Climate Central’s report puts “renewable” in scare quotes when discussing forest biomass. But their mockery meters may be malfunctioning. The strong markets for forest products stimulate forestland ownership and incentivize planting trees—one of the most recyclable, reusable, and renewable materials on the planet, not to mention the greatest natural carbon capture technology that exists.

Of course Climate Central and its website can draw readers into the whole subject of climate change, provoking arguments pro and con over whether humans cause climate change. The issue of climate change is touchy and very politically charged, not a subject to wade into lightly. What is known by the timber industry, however, is just how often the industry is bludgeoned by scientific facts that later undergo a quiet shift. The whole spotted owl controversy comes to mind, and the controversial science there nearly killed off an entire industry in the West. Perhaps lessons learned from the spotted owl era are now spawning new talk-back sites like Biomass101.

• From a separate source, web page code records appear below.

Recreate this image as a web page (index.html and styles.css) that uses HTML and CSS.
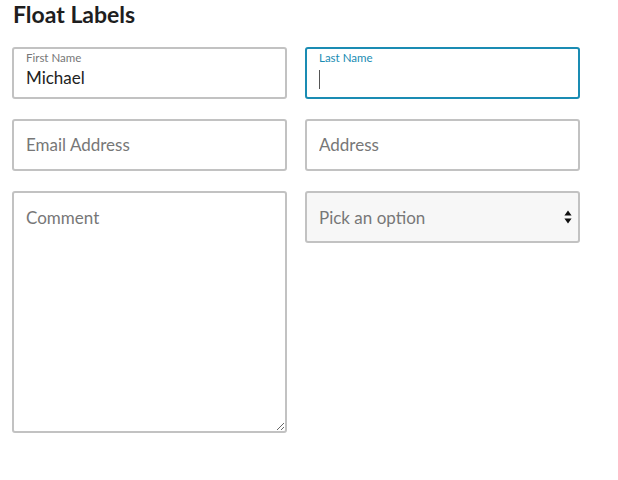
FILE: index.html
```html
<!DOCTYPE html>
<html>
<head>
<meta charset="utf-8">
<link rel="stylesheet" href="styles.css">
</head>
<body>
<h1 class="title">Float Labels</h1>
<form class="grid">
  <div class="field filled">
    <label class="lbl">First Name</label>
    <input class="inp" type="text" value="Michael">
  </div>
  <div class="field filled focus">
    <label class="lbl">Last Name</label>
    <div class="inp caretwrap"><span class="caret"></span></div>
  </div>
  <div class="field">
    <input class="inp ph" type="text" placeholder="Email Address">
  </div>
  <div class="field">
    <input class="inp ph" type="text" placeholder="Address">
  </div>
  <div class="field tall">
    <textarea class="area" placeholder="Comment"></textarea>
  </div>
  <div class="field sel">
    <span class="seltext">Pick an option</span>
    <svg class="arrows" width="8" height="14" viewBox="0 0 8 14"><path d="M4 0.5 L7.6 5.5 H0.4 Z M4 13.5 L7.6 8.5 H0.4 Z" fill="#111"/></svg>
  </div>
</form>
</body>
</html>
```
FILE: styles.css
```css
html, body { margin: 0; padding: 0; background: #fff; }
body { font-family: Lato, "Open Sans", sans-serif; padding: 0 12px; }
.title { margin: 0; padding-top: 0; font-size: 23px; font-weight: 700; color: #1e1e1e; line-height: 28px; height: 47px; padding-left: 1px; }
.grid { display: grid; grid-template-columns: 275px 275px; column-gap: 18px; row-gap: 20px; align-items: start; }
.field { box-sizing: border-box; height: 52px; border: 2px solid #c2c2c2; border-radius: 3px; background: #fff; position: relative; display: flex; flex-direction: column; justify-content: center; padding: 0 12px; }
.field.filled { justify-content: flex-start; padding-top: 2px; }
.field.focus { border-color: #1a8cb3; }
.lbl { font-size: 11.5px; color: #777; line-height: 13px; height: 15px; }
.focus .lbl { color: #1a8cb3; }
.inp { border: 0; outline: 0; padding: 0; margin: 0; font-family: inherit; font-size: 17px; color: #222; background: transparent; width: 100%; height: 24px; line-height: 24px; }
.inp.ph::placeholder { color: #777; }
.caretwrap { display: flex; align-items: center; }
.caret { display: block; width: 1px; height: 19px; background: #555; margin-top: 2px; }
.tall { height: 242px; padding: 0; justify-content: flex-start; }
.area { border: 0; outline: 0; margin: 0; width: 100%; height: 100%; box-sizing: border-box; padding: 14px 12px; font-family: inherit; font-size: 17px; resize: both; background: transparent; color: #222; }
.area::placeholder { color: #777; }
.sel { background: #f7f7f7; flex-direction: row; align-items: center; justify-content: space-between; padding-right: 6px; }
.seltext { font-size: 17px; color: #777; }
.arrows { display: block; }
```
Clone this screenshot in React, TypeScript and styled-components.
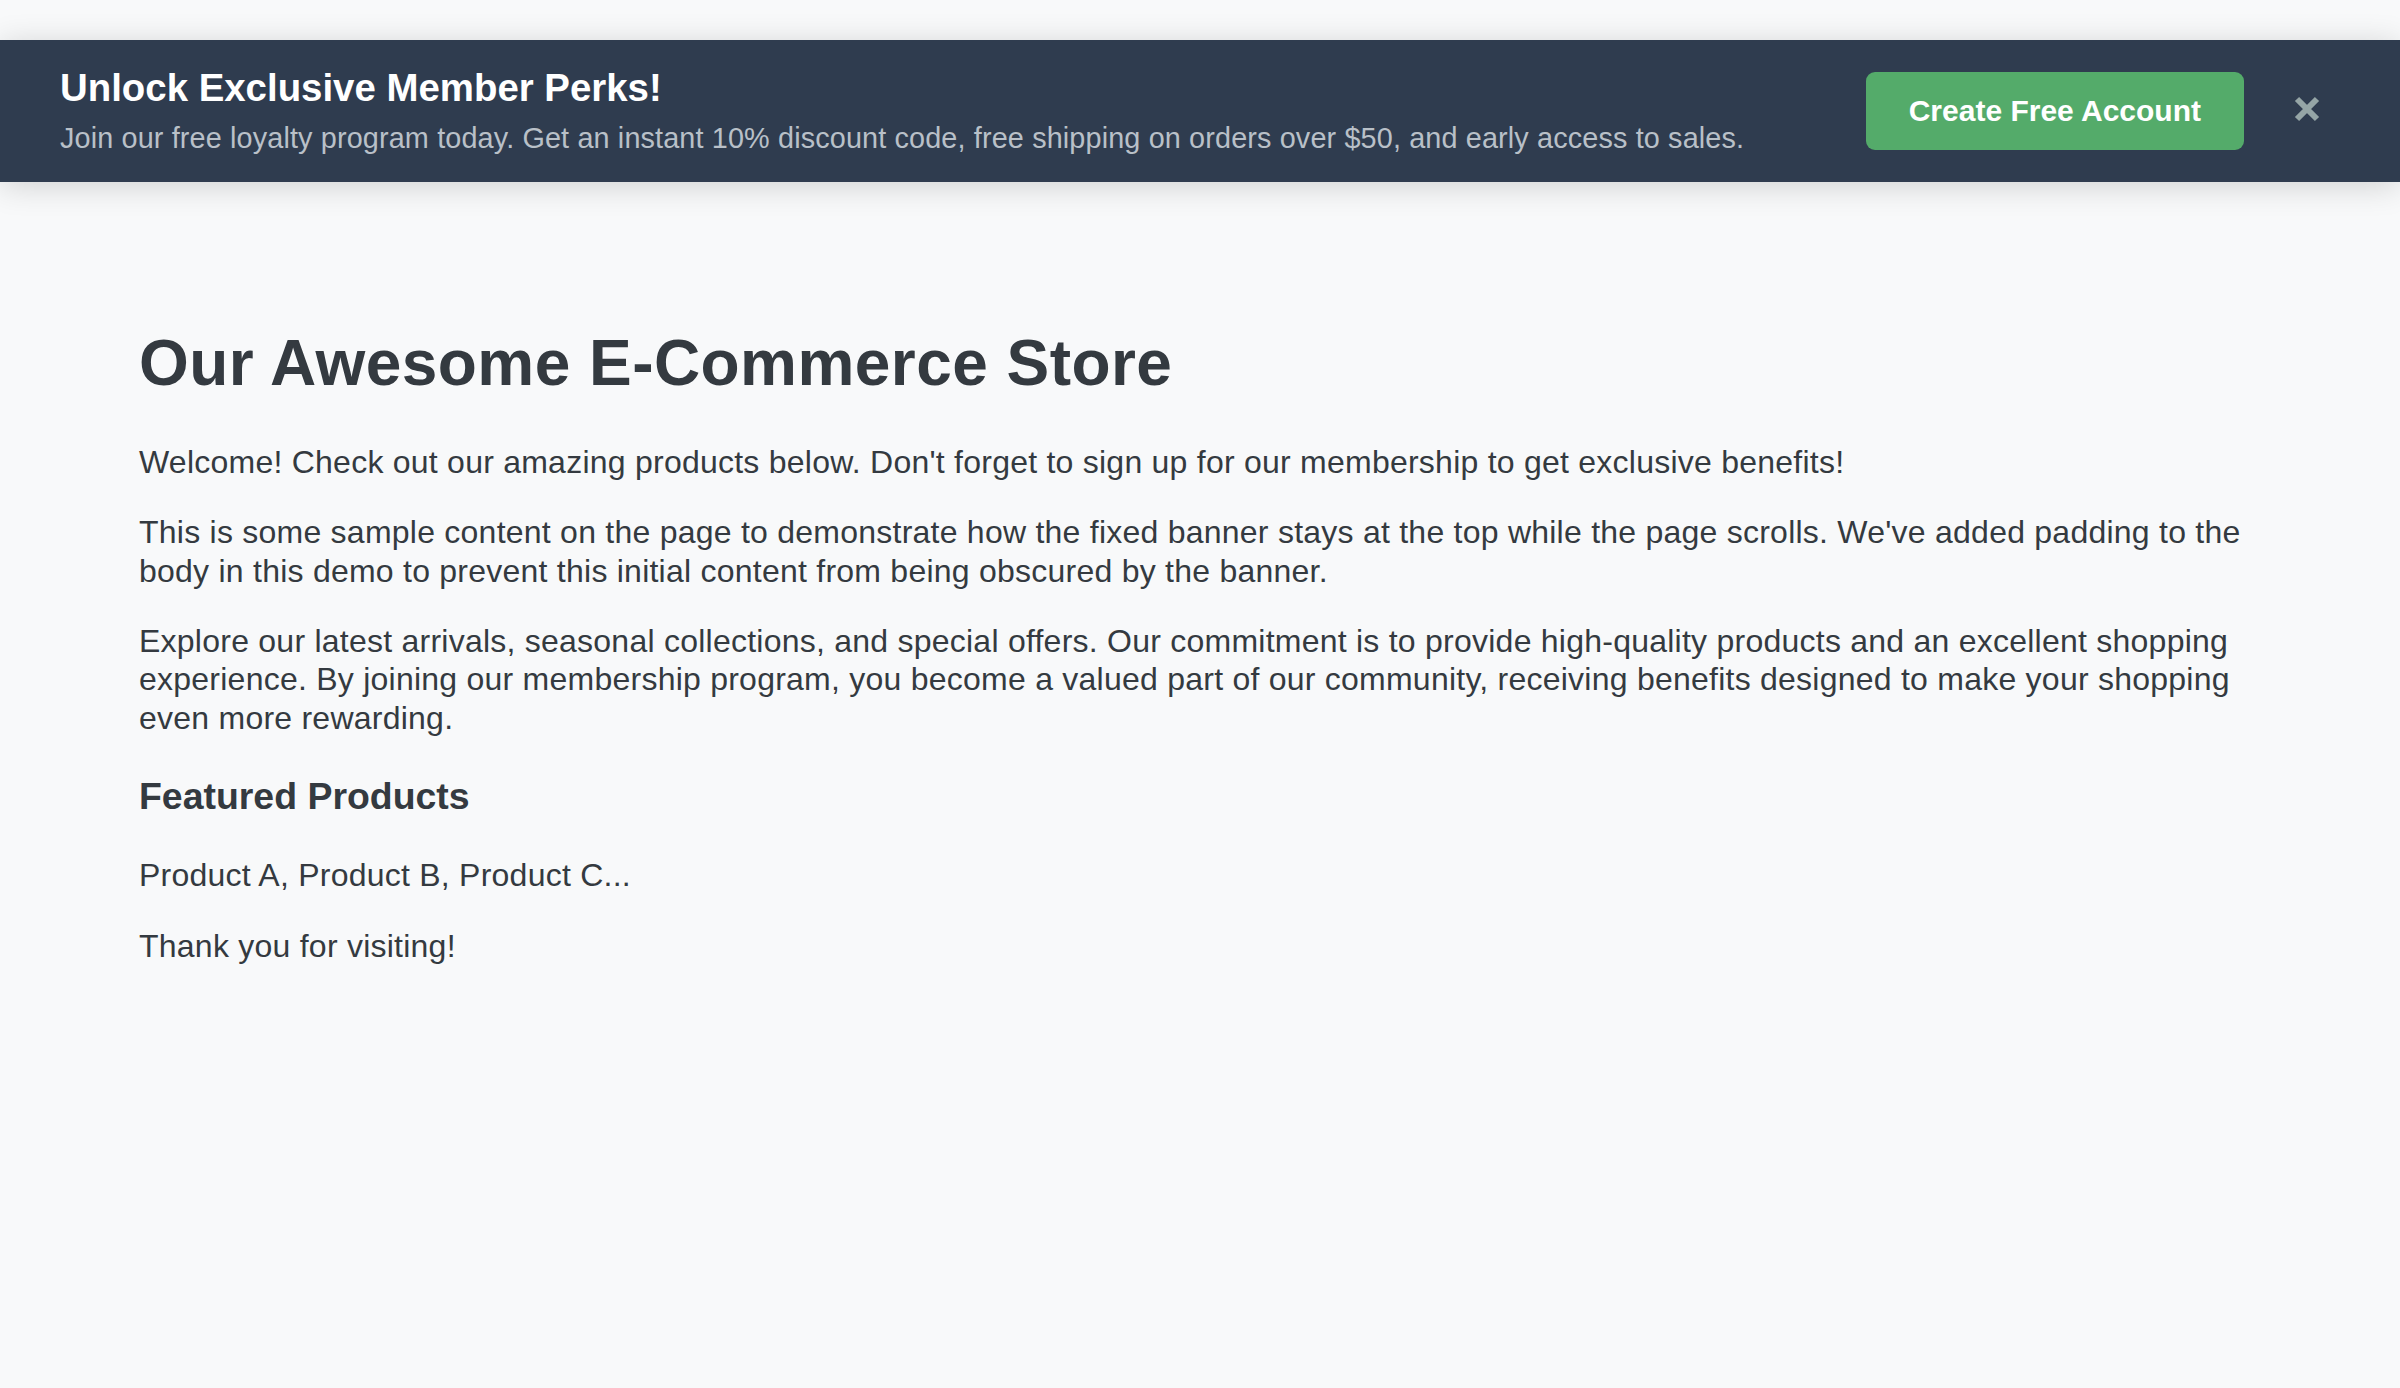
import React from "react";
import styled, { createGlobalStyle } from "styled-components";

const GlobalStyle = createGlobalStyle`
  html, body {
    margin: 0;
    padding: 0;
    background: #f8f9fa;
  }
  body {
    font-family: "Liberation Sans", Arial, Helvetica, sans-serif;
    color: #343a40;
  }
  * { box-sizing: border-box; }
`;

const Page = styled.div`
  min-height: 1388px;
  padding-top: 40px;
  background: #f8f9fa;
`;

const Banner = styled.div`
  display: flex;
  align-items: center;
  justify-content: space-between;
  background: #2f3c4f;
  padding: 26px 80px 27px 60px;
  box-shadow: 0 4px 30px rgba(0, 0, 0, 0.16);
`;

const BannerText = styled.div`
  display: flex;
  flex-direction: column;
`;

const BannerTitle = styled.h2`
  margin: 0 0 12px;
  font-size: 38.4px;
  line-height: 44px;
  font-weight: 700;
  color: #ffffff;
`;

const BannerSubtitle = styled.p`
  margin: 0;
  font-size: 28.8px;
  line-height: 33px;
  letter-spacing: 0.14px;
  color: #b9c0c8;
`;

const Actions = styled.div`
  display: flex;
  align-items: center;
  gap: 50px;
`;

const CtaButton = styled.button`
  font-family: "Liberation Sans", Arial, Helvetica, sans-serif;
  font-size: 30px;
  font-weight: 700;
  line-height: 34px;
  color: #ffffff;
  background: #54ab6a;
  border: none;
  border-radius: 9px;
  padding: 22px 43px;
  cursor: pointer;
`;

const CloseButton = styled.button`
  display: flex;
  align-items: center;
  justify-content: center;
  width: 26px;
  height: 26px;
  padding: 0;
  margin-top: -4px;
  border: none;
  background: transparent;
  color: #95a5a6;
  cursor: pointer;
`;

const Main = styled.main`
  padding: 143px 139px 0;
`;

const Heading = styled.h1`
  margin: 0 0 41px;
  font-size: 64px;
  line-height: 76.8px;
  font-weight: 700;
  letter-spacing: 0.45px;
  color: #343a40;
`;

const Paragraph = styled.p`
  margin: 0 0 32px;
  font-size: 32px;
  line-height: 38.4px;
  letter-spacing: 0.24px;
  color: #343a40;
`;

const SubHeading = styled.h3`
  margin: 37px 0 37px;
  font-size: 37.44px;
  line-height: 45px;
  font-weight: 700;
  color: #343a40;
`;

const CloseIcon = () => (
  <svg width="26" height="26" viewBox="0 0 26 26" aria-hidden="true">
    <path
      d="M3 3 L23 23 M23 3 L3 23"
      stroke="currentColor"
      strokeWidth="6"
      strokeLinecap="butt"
      fill="none"
    />
  </svg>
);

export default function App() {
  return (
    <>
      <GlobalStyle />
      <Page>
        <Banner>
          <BannerText>
            <BannerTitle>Unlock Exclusive Member Perks!</BannerTitle>
            <BannerSubtitle>
              Join our free loyalty program today. Get an instant 10% discount code, free shipping on
              orders over $50, and early access to sales.
            </BannerSubtitle>
          </BannerText>
          <Actions>
            <CtaButton>Create Free Account</CtaButton>
            <CloseButton aria-label="Close">
              <CloseIcon />
            </CloseButton>
          </Actions>
        </Banner>
        <Main>
          <Heading>Our Awesome E-Commerce Store</Heading>
          <Paragraph>
            Welcome! Check out our amazing products below. Don't forget to sign up for our membership
            to get exclusive benefits!
          </Paragraph>
          <Paragraph>
            This is some sample content on the page to demonstrate how the fixed banner stays at the
            top while the page scrolls. We've added padding to the body in this demo to prevent this
            initial content from being obscured by the banner.
          </Paragraph>
          <Paragraph>
            Explore our latest arrivals, seasonal collections, and special offers. Our commitment is
            to provide high-quality products and an excellent shopping experience. By joining our
            membership program, you become a valued part of our community, receiving benefits
            designed to make your shopping even more rewarding.
          </Paragraph>
          <SubHeading>Featured Products</SubHeading>
          <Paragraph>Product A, Product B, Product C...</Paragraph>
          <Paragraph>Thank you for visiting!</Paragraph>
        </Main>
      </Page>
    </>
  );
}
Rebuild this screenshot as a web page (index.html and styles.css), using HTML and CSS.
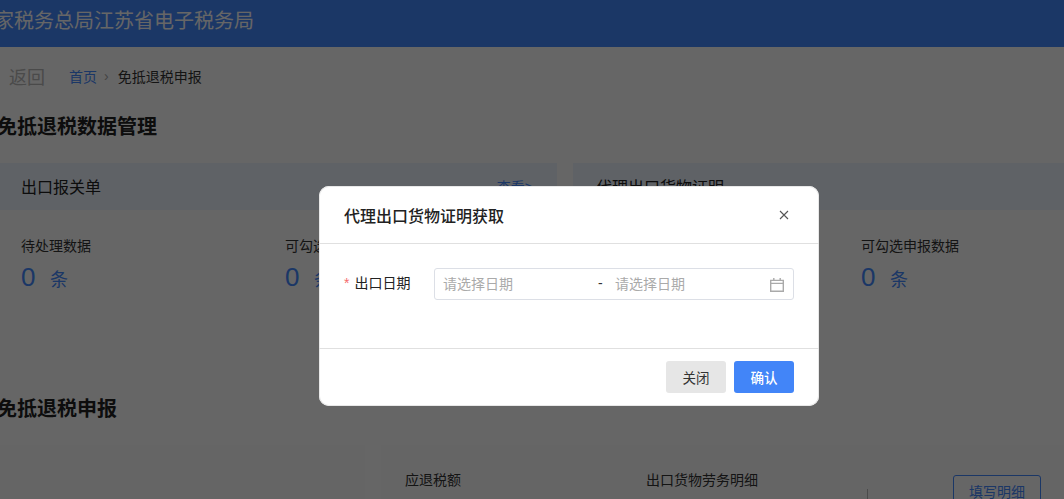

With colleges and universities, think tanks, and federal agencies all putting woody biomass energy under the microscope, it would seem there are actual facts out there that should be brought to light. In the world of newspapers and journalism, however, it’s sometimes not convenient to find a full range of experts to interview when you’re faced with a tight deadline. Actual reporters might often rely on finding some of their sources at the food co-op or tavern, not out in the woods with a logging contractor or mill worker. Reporters are people too and will sometimes congregate with others in the same social circle, because it’s not always appealing to go outside one’s comfort zone.

Readers of this column are encouraged to get familiar with the content on the Biomass101 website and read it critically with the BS meter always turned on. Having well-reasoned defense of woody biomass ultimately requires discernment no matter who writes the column or website. But some of us sincerely applaud the Biomass101 creators for taking on sound bites that have passed for truth far too many times.